Right in time for The Trials of Ultraman, Marvel Comics is releasing their excellent first stab at the character in trade paperback, fittingly called The Rise of Ultraman. Seeing Marvel take on the property is exciting and while it’s not set within the Marvel universe, it’s great to see a classic hero get a splashy comic book debut.
Series creators Kyle Higgins, Mat Groom, and Francesco Manna have outdone themselves with this first volume. It’s a great introduction to a world where monsters exist, but normal people don’t know about them. Higgins and Groom do a good job establishing the weirdness of this world starting with a flashback to 1966. This sets off alarms of what could be going on and establishes the weird sci-fi nature of the story. Soon after, we’re dropped into 2020 Japan and are introduced to the main characters. The story unveils an organization that’s highly secretive, a young girl who is rising up their ranks, her friend who has good intentions but can’t seem to make it, and a Captain who busts their balls. These characters are young, likable, and easy to root for. There’s a dynamic at work that will likely shift in the next issue, further drawing you into the story.

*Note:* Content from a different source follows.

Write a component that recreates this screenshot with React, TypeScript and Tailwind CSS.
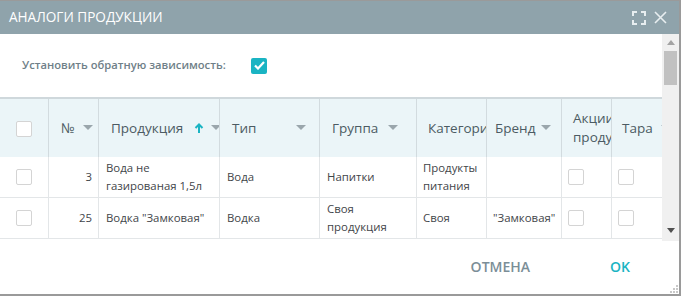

Clever ideas and sharp visuals abound in this book. Utilizing captions with literal redacted words, the reader is left in the dark on purpose to increase the mystery and the mysteriousness of the secret organization that keeps us safe. Ultraman himself is a mystery on top of all the mysteries which should be fun to untangle and understand. There are a lot of visceral visual elements at work in this story that help convey the mind-meld at work, from the dreamlike nature of Ultraman and our main character Shin floating above the ground to streaks of light that envelop the characters.
Each scene is set so well thanks to the use of colors by Espen Grundetjern mixed with the layers of foreground and background melding together. You can see it in an angelic forest Shin and Muramatsu drive through, as if their drive is anything but dangerous. The blending of background and foreground helps maximize dynamic range through much of the work, creating a sense of depth and drama in the slightest of scenes. There’s also some cool use of lens flare if you’re paying attention.

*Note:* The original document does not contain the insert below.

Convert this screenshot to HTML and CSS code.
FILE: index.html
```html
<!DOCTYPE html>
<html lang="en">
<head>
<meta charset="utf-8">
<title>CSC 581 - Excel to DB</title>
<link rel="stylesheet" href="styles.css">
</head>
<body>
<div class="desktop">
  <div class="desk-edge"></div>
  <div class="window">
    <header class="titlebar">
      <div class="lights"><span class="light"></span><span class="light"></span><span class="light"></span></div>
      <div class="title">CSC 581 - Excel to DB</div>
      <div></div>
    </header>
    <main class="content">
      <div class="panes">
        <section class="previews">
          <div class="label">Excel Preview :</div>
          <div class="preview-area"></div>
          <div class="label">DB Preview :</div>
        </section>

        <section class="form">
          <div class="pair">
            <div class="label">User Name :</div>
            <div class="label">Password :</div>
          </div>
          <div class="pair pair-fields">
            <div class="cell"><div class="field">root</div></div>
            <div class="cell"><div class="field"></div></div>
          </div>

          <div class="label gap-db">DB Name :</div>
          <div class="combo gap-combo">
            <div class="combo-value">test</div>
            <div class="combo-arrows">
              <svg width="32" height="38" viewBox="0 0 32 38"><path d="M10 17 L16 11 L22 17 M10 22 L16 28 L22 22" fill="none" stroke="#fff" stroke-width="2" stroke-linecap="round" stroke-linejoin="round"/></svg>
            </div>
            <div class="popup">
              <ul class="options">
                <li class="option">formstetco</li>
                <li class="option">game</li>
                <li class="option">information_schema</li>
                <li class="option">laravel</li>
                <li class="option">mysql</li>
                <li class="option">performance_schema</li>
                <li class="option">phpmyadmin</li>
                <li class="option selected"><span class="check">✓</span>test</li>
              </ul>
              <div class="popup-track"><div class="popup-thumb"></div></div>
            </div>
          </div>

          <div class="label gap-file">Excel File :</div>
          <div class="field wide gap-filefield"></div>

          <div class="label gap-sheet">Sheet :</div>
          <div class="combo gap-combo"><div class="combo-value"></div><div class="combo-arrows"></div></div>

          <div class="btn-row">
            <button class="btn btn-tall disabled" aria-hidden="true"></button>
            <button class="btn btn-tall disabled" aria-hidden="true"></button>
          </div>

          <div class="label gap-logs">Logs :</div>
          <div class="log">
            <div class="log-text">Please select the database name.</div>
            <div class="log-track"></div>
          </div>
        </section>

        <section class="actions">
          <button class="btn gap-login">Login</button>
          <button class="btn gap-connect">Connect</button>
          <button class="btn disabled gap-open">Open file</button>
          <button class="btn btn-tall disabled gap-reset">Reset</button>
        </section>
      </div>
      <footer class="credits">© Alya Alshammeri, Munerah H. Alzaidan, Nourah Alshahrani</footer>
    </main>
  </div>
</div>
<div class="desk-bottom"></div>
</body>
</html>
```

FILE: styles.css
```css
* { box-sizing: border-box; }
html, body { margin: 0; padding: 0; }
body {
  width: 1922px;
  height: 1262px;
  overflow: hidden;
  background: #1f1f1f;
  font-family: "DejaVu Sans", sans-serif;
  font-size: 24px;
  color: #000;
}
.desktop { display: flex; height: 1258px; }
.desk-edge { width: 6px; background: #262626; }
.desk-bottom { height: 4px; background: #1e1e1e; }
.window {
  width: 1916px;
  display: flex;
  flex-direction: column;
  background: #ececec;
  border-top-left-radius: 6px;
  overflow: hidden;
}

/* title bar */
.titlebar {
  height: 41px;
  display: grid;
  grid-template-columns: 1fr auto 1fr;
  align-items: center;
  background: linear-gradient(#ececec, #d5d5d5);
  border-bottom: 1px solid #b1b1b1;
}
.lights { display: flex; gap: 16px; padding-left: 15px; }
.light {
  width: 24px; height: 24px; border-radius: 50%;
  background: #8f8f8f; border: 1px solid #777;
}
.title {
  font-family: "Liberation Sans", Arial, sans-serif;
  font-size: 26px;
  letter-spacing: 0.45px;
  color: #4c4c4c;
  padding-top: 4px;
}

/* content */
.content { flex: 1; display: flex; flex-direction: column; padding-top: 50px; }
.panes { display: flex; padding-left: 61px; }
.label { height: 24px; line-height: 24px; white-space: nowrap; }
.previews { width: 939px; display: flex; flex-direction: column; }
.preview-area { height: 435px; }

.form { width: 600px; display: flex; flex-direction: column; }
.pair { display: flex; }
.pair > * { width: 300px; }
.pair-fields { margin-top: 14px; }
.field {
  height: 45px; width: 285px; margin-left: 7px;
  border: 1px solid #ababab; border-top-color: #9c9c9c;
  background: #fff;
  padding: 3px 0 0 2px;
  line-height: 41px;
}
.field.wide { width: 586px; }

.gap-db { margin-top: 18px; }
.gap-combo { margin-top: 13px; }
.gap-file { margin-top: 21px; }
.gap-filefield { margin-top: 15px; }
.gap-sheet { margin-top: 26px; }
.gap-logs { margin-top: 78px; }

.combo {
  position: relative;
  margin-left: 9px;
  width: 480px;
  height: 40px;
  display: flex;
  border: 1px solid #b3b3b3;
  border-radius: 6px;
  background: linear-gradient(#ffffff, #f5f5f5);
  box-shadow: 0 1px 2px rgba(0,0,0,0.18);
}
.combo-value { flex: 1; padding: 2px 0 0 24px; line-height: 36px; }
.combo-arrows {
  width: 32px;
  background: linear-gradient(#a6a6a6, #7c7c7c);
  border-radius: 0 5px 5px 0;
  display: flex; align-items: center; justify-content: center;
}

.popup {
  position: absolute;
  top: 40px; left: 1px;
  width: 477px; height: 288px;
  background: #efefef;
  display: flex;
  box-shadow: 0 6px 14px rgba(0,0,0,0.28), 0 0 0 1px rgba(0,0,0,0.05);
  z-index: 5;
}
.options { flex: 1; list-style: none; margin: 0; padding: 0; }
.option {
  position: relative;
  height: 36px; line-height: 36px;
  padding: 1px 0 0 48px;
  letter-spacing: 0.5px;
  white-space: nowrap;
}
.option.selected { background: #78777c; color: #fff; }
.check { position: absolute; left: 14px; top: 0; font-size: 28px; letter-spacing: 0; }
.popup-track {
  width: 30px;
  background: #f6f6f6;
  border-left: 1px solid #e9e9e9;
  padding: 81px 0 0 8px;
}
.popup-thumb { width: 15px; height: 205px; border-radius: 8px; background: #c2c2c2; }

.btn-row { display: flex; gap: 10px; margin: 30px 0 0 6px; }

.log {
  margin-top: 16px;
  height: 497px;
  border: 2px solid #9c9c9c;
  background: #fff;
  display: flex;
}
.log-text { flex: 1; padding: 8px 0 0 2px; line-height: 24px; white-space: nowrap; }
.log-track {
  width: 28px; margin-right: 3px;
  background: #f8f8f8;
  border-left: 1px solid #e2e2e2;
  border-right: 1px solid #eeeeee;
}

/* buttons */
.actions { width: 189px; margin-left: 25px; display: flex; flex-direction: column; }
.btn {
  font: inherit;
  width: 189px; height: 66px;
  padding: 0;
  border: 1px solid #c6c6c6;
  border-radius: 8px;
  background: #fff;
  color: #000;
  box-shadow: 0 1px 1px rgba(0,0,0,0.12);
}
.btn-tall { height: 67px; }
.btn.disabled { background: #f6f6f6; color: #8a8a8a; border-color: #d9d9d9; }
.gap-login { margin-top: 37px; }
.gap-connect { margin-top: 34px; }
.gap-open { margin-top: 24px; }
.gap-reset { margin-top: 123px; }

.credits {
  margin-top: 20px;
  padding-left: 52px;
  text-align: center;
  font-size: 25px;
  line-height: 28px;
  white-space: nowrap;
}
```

Adding to the high value of the main story are backups by Higgins and Groom with art by Michael Cho and Gurihiru. The Michael Cho short expands on the universe a bit more in an unexpected way, showing readers monsters have been around longer than the modern day. It’s clear Higgins and Groom have done a lot of work to establish this world and I wouldn’t be surprised if they have 20 times more story built out never to be seen unless this series goes to 100 issues. The comic strips drawn by Gurihiru reveal a bit more about the secret organization and start to shed light on the nature of its work. Told via helpful how-to guides with a grade school approach, these clips are fun and bubbly. They reminded me of the Captain America PSA clip in Spider-Man: Homecoming, and they add a sense of humor to the book.
The book as a whole wraps up its introduction by changing gears entirely, making this collection feel like a complete story in its own right. Shin’s adventure as so-so agent-turned-superhero is a clever idea wrapped in great world building. It blends ambitious ideas with gorgeous visuals in a slick sci-fi package you won’t want to miss.